Seit Juli 1994 sucht Riederer, Präsident des Vereins für Unterwasserarchäologie in Berlin und Brandenburg, mit 30 Mittauchern nach Resten längst verschollener Welten. Das Hauptanliegen des Vereins ist die wissenschaftliche Untersuchung der Fundplätze in den Gewässern Berlins und Brandenburgs. Seit der Besiedlung der Norddeutschen Tiefebene nach dem Ende der Eiszeit bedeutet die Suche, Licht ins Dunkel der Vergangenheit bringen. 8000 bis 9000 Jahre vor Christi Geburt herrschte in unserer Region ein erträgliches Klima, und Jäger und Sammler zogen durch die Mark Brandenburg. Man findet ihre Feuerstellen, Federmesser, alte Keramik und Kugelamphoren, Pfahlbauten und Reste alter Siedlungen. "Zehn Seen werden von uns betaucht. Es ist reine Fleißarbeit, die aber trotzdem sehr viel Spaß macht. Den großen Knüller haben wir noch nicht gefunden. Zwischen Hechten, Welsen und Krebsen suchen wir im Flachwasserbereich nach alten Pfahlbauten, Keramik und Holz- und Brückenkonstruktionen." So wie im Oberücker See bei Prenzlau.

"Die slawische Burg in der Mitte des Sees wurde schon vor 80 Jahren ausgegraben. Man fand eine mit Lehm gefüllte Kastenkonstruktion, die bei einem Brand um 1200 zerstört wurde. Wir fanden Messer, Scheren, Schlösser, Schlüssel und alte Steingeräte. Insgesamt 20 000 Einzelstücke." Josef Riederers Herz schlägt höher, wenn er von den alten Dingen redet, die sich in den fünf bis 20 Meter tiefen Brandenburger Seen im Schlamm verstecken. "Ich bin ein begeisterter Hobbytaucher und Archäologe.
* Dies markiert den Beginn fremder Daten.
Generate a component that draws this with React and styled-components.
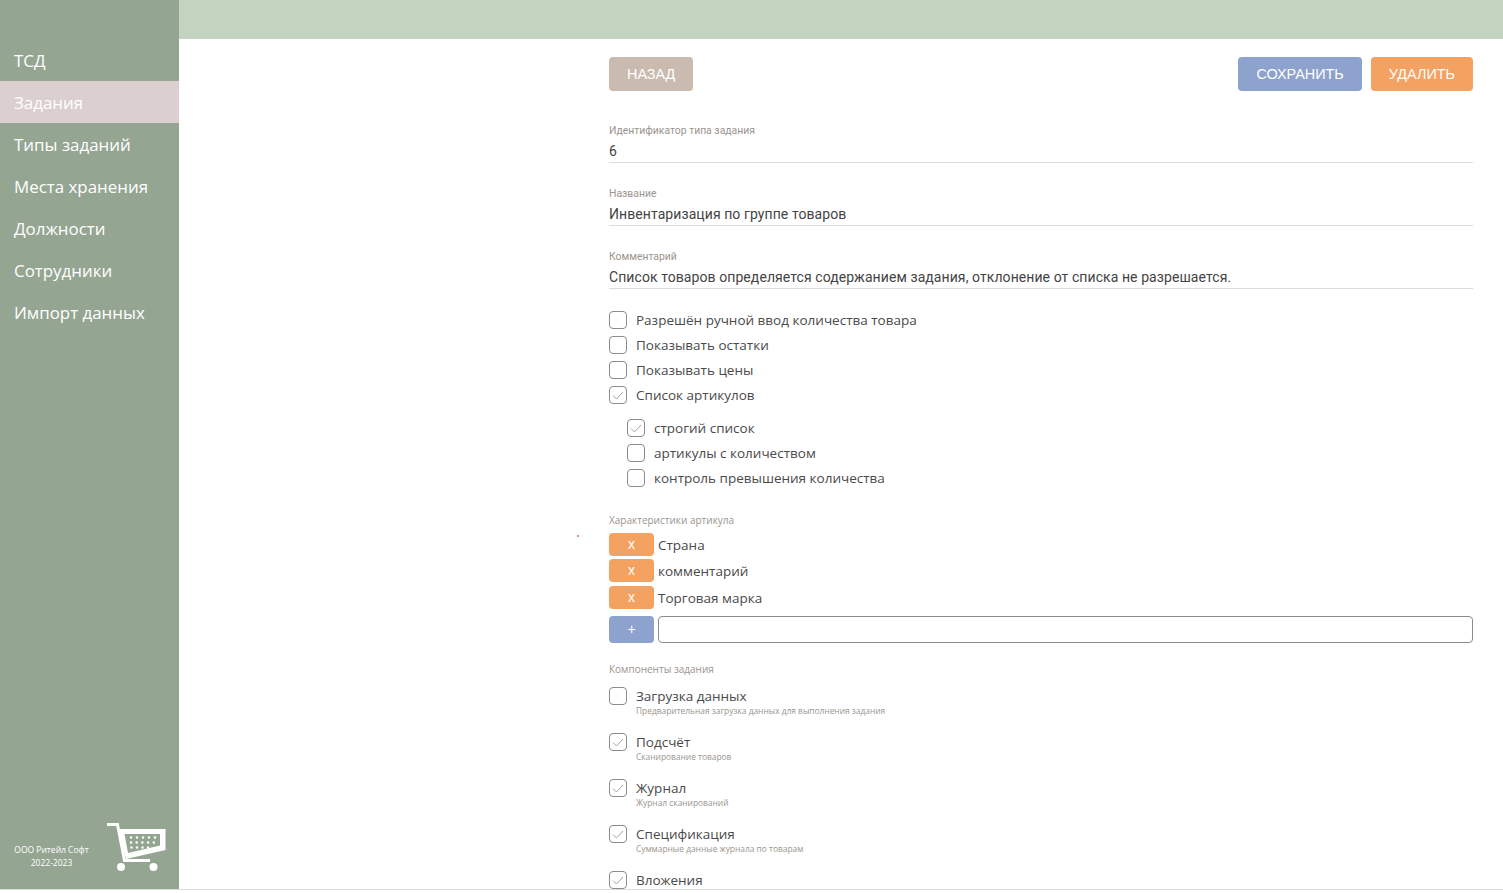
import styled, { createGlobalStyle } from "styled-components";

const GlobalStyle = createGlobalStyle`
  html, body {
    margin: 0;
    padding: 0;
    background: #fff;
    overflow: hidden;
  }
`;

const menu = ["ТСД", "Задания", "Типы заданий", "Места хранения", "Должности", "Сотрудники", "Импорт данных"];
const mainChecks = [
  { label: "Разрешён ручной ввод количества товара" },
  { label: "Показывать остатки" },
  { label: "Показывать цены" },
  { label: "Список артикулов", checked: true },
];
const subChecks = [
  { label: "строгий список", checked: true },
  { label: "артикулы с количеством" },
  { label: "контроль превышения количества" },
];
const traits = ["Страна", "комментарий", "Торговая марка"];
const parts = [
  { label: "Загрузка данных", hint: "Предварительная загрузка данных для выполнения задания" },
  { label: "Подсчёт", hint: "Сканирование товаров", checked: true },
  { label: "Журнал", hint: "Журнал сканирований", checked: true },
  { label: "Спецификация", hint: "Суммарные данные журнала по товарам", checked: true },
  { label: "Вложения", checked: true },
];

const Cart = () => (
  <CartIcon viewBox="0 0 59 49" width="59" height="49">
    <path d="M0 1.500H10.500L17.500 37.500H43" fill="none" stroke="#fff" strokeWidth="3" />
    <path fillRule="evenodd" fill="#fff" d="M11 6H58.500V27L19 36ZM17.500 11 21 30 53 22.500V11Z" />
    <g fill="#fff">
      {[0, 1, 2, 3, 4].map((i) => <circle key={i} cx={24 + i * 6} cy="14.500" r="1.200" />)}
      {[0, 1, 2, 3, 4].map((i) => <circle key={i} cx={24 + i * 5.700} cy="19.500" r="1.200" />)}
      {[0, 1, 2, 3].map((i) => <circle key={i} cx={24.500 + i * 5.500} cy="24.500" r="1.200" />)}
    </g>
    <circle cx="14" cy="44" r="4" fill="#fff" />
    <circle cx="46.500" cy="44" r="4" fill="#fff" />
  </CartIcon>
);

const Tick = ({ checked }) => (
  <Box>
    {checked && (
      <svg viewBox="0 0 16 16" width="16" height="16">
        <path d="M3 8.500 6.500 12 13 5" fill="none" stroke="#a3a39f" strokeWidth="1" />
      </svg>
    )}
  </Box>
);

const Check = ({ label, checked }) => (
  <CheckRow>
    <Tick checked={checked} />
    <CheckText>{label}</CheckText>
  </CheckRow>
);

export default function App() {
  return (
    <>
      <GlobalStyle />
      <Page>
        <Sidebar>
          <Menu>
            {menu.map((item) => (
              <MenuItem key={item} $active={item === "Задания"}>{item}</MenuItem>
            ))}
          </Menu>
          <SideFooter>
            <Copyright>ООО Ритейл Софт<br />2022-2023</Copyright>
            <Cart />
          </SideFooter>
        </Sidebar>
        <Main>
          <TopBar />
          <Content>
            <Form>
              <Toolbar>
                <Button $bg="#c9bbb0">Назад</Button>
                <Spacer />
                <Button $bg="#8da2cd">Сохранить</Button>
                <Button $bg="#f4a261">Удалить</Button>
              </Toolbar>
              <Fields>
                <Field>
                  <FieldLabel>Идентификатор типа задания</FieldLabel>
                  <FieldValue>6</FieldValue>
                </Field>
                <Field>
                  <FieldLabel>Название</FieldLabel>
                  <FieldValue>Инвентаризация по группе товаров</FieldValue>
                </Field>
                <Field>
                  <FieldLabel>Комментарий</FieldLabel>
                  <FieldValue>Список товаров определяется содержанием задания, отклонение от списка не разрешается.</FieldValue>
                </Field>
              </Fields>
              <Checks>
                {mainChecks.map((c) => <Check key={c.label} {...c} />)}
              </Checks>
              <SubChecks>
                {subChecks.map((c) => <Check key={c.label} {...c} />)}
              </SubChecks>
              <SectionLabel>Характеристики артикула</SectionLabel>
              <Traits>
                {traits.map((t) => (
                  <TraitRow key={t}>
                    <SmallButton $bg="#f4a261">x</SmallButton>
                    <TraitText>{t}</TraitText>
                  </TraitRow>
                ))}
                <AddRow>
                  <SmallButton $bg="#8da2cd" $tall>+</SmallButton>
                  <TraitInput />
                </AddRow>
              </Traits>
              <PartsLabel>Компоненты задания</PartsLabel>
              {parts.map((p) => (
                <PartRow key={p.label}>
                  <Tick checked={p.checked} />
                  <PartText>
                    <PartName>{p.label}</PartName>
                    {p.hint && <PartHint>{p.hint}</PartHint>}
                  </PartText>
                </PartRow>
              ))}
            </Form>
            <Speck />
          </Content>
        </Main>
      </Page>
    </>
  );
}

const Page = styled.div`
  display: flex;
  height: 889px;
  overflow: hidden;
  border-bottom: 1px solid #dcdcdc;
  font-family: "Open Sans", "Liberation Sans", sans-serif;
`;

const Sidebar = styled.aside`
  width: 179px;
  flex: none;
  display: flex;
  flex-direction: column;
  background: #94a592;
  padding-top: 39px;
  box-sizing: border-box;
`;

const Menu = styled.nav`
  flex: 1;
`;

const MenuItem = styled.div`
  height: 42px;
  line-height: 43px;
  padding-left: 14px;
  font-size: 16.900px;
  color: #fff;
  background: ${(p) => (p.$active ? "#dccfcf" : "transparent")};
`;

const SideFooter = styled.div`
  display: flex;
  align-items: flex-end;
  padding: 0 13px 17px 14px;
  justify-content: space-between;
`;

const Copyright = styled.div`
  width: 75px;
  font-size: 8.500px;
  line-height: 13px;
  color: #fff;
  text-align: center;
  white-space: nowrap;
  padding-bottom: 3px;
`;

const CartIcon = styled.svg`
  display: block;
  flex: none;
`;

const Main = styled.div`
  flex: 1;
  display: flex;
  flex-direction: column;
  min-width: 0;
`;

const TopBar = styled.header`
  height: 39px;
  flex: none;
  background: #c3d3c0;
`;

const Content = styled.main`
  position: relative;
  flex: 1;
  display: flex;
  justify-content: flex-end;
  padding-right: 30px;
`;

const Speck = styled.i`
  position: absolute;
  left: 398px;
  top: 496px;
  width: 2px;
  height: 2px;
  border-radius: 50%;
  background: #c96a5a;
`;

const Form = styled.form`
  width: 864px;
  padding-top: 18px;
`;

const Toolbar = styled.div`
  display: flex;
  gap: 9px;
  margin-bottom: 33px;
`;

const Spacer = styled.div`
  flex: 1;
`;

const Button = styled.div`
  height: 34px;
  line-height: 34px;
  padding: 0 18px;
  border-radius: 4px;
  background: ${(p) => p.$bg};
  color: #fff;
  font-family: "Liberation Sans", Arial, sans-serif;
  font-size: 14.400px;
  text-transform: uppercase;
`;

const Fields = styled.div`
  display: flex;
  flex-direction: column;
  gap: 24px;
`;

const Field = styled.div`
  height: 38px;
  border-bottom: 1px solid #dcdcdc;
`;

const FieldLabel = styled.div`
  font-family: Roboto, "Liberation Sans", sans-serif;
  font-size: 10.400px;
  line-height: 13px;
  color: #9a948e;
`;

const FieldValue = styled.div`
  font-family: Roboto, "Liberation Sans", sans-serif;
  font-size: 14px;
  letter-spacing: 0.08px;
  line-height: 22px;
  margin-top: 3px;
  color: #444;
`;

const Checks = styled.div`
  padding-top: 18px;
`;

const SubChecks = styled.div`
  padding: 8px 0 0 18px;
`;

const CheckRow = styled.div`
  display: flex;
  align-items: center;
  height: 25px;
`;

const Box = styled.span`
  width: 18px;
  height: 18px;
  flex: none;
  display: flex;
  align-items: center;
  justify-content: center;
  border: 1px solid #8c8c8c;
  border-radius: 4px;
  box-sizing: border-box;
  background: #fff;
`;

const CheckText = styled.span`
  margin-left: 9px;
  font-size: 13.500px;
  color: #4a4a4a;
`;

const SectionLabel = styled.div`
  margin-top: 24px;
  font-size: 10px;
  line-height: 13px;
  color: #9a948e;
`;

const Traits = styled.div`
  margin-top: 4px;
`;

const TraitRow = styled.div`
  display: flex;
  align-items: center;
  height: 26.500px;
`;

const AddRow = styled.div`
  display: flex;
  align-items: center;
  margin-top: 5px;
  height: 27px;
`;

const SmallButton = styled.div`
  width: 45px;
  height: ${(p) => (p.$tall ? "27px" : "23px")};
  line-height: ${(p) => (p.$tall ? "27px" : "22px")};
  flex: none;
  border-radius: 4px;
  background: ${(p) => p.$bg};
  color: #fff;
  font-family: "Liberation Sans", Arial, sans-serif;
  font-size: 14px;
  text-align: center;
`;

const TraitText = styled.span`
  margin-left: 4px;
  padding-top: 1px;
  font-size: 13.500px;
  color: #4a4a4a;
`;

const TraitInput = styled.div`
  flex: 1;
  height: 27px;
  margin-left: 4px;
  border: 1px solid #8c8c8c;
  border-radius: 4px;
  box-sizing: border-box;
`;

const PartsLabel = styled(SectionLabel)`
  margin-top: 20px;
  margin-bottom: 11px;
`;

const PartRow = styled.div`
  display: flex;
  height: 46px;
`;

const PartText = styled.div`
  margin-left: 9px;
`;

const PartName = styled.div`
  font-size: 13.500px;
  line-height: 18px;
  color: #4a4a4a;
`;

const PartHint = styled.div`
  font-size: 8.400px;
  line-height: 11px;
  color: #9a948e;
`;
Ich freue mich über alles, was aus den Tiefen der Seen ans Tageslicht kommt", erklärt der Leiter des Rathgen Forschungslabors, der am 11. August 1985 aus Rembrandts "Mann mit dem Goldhelm" durch eine radiografische Untersuchung über Nacht das Werk eines unbekannten Zeitgenossen machte. Eine weitere Brücke fanden die Taucher im Barsdorfer See. Und Skelette von Rindern, Schafen, Hirschen und Rehen. In Märkisch Oderland holten sie aus acht Meter Tiefe gut erhaltene Keramikfragmente der Billendorfer Kultur und ein spätbronzezeitliches Bodenbaugerät vom Grunde des Schermützelsees. Und das im Haussee bei Barsdorf ein versunkenes Schloss in den Tiefen ruhen soll, beschäftigt so manch einen der 25 aktiven Taucher des Vereins. "Wir sind immer noch ein bisschen Träumer geblieben. Und wenn wir in das trübe Wasser steigen und lautlos dahinschweben, schwimmt immer ein wenig die Hoffnung mit."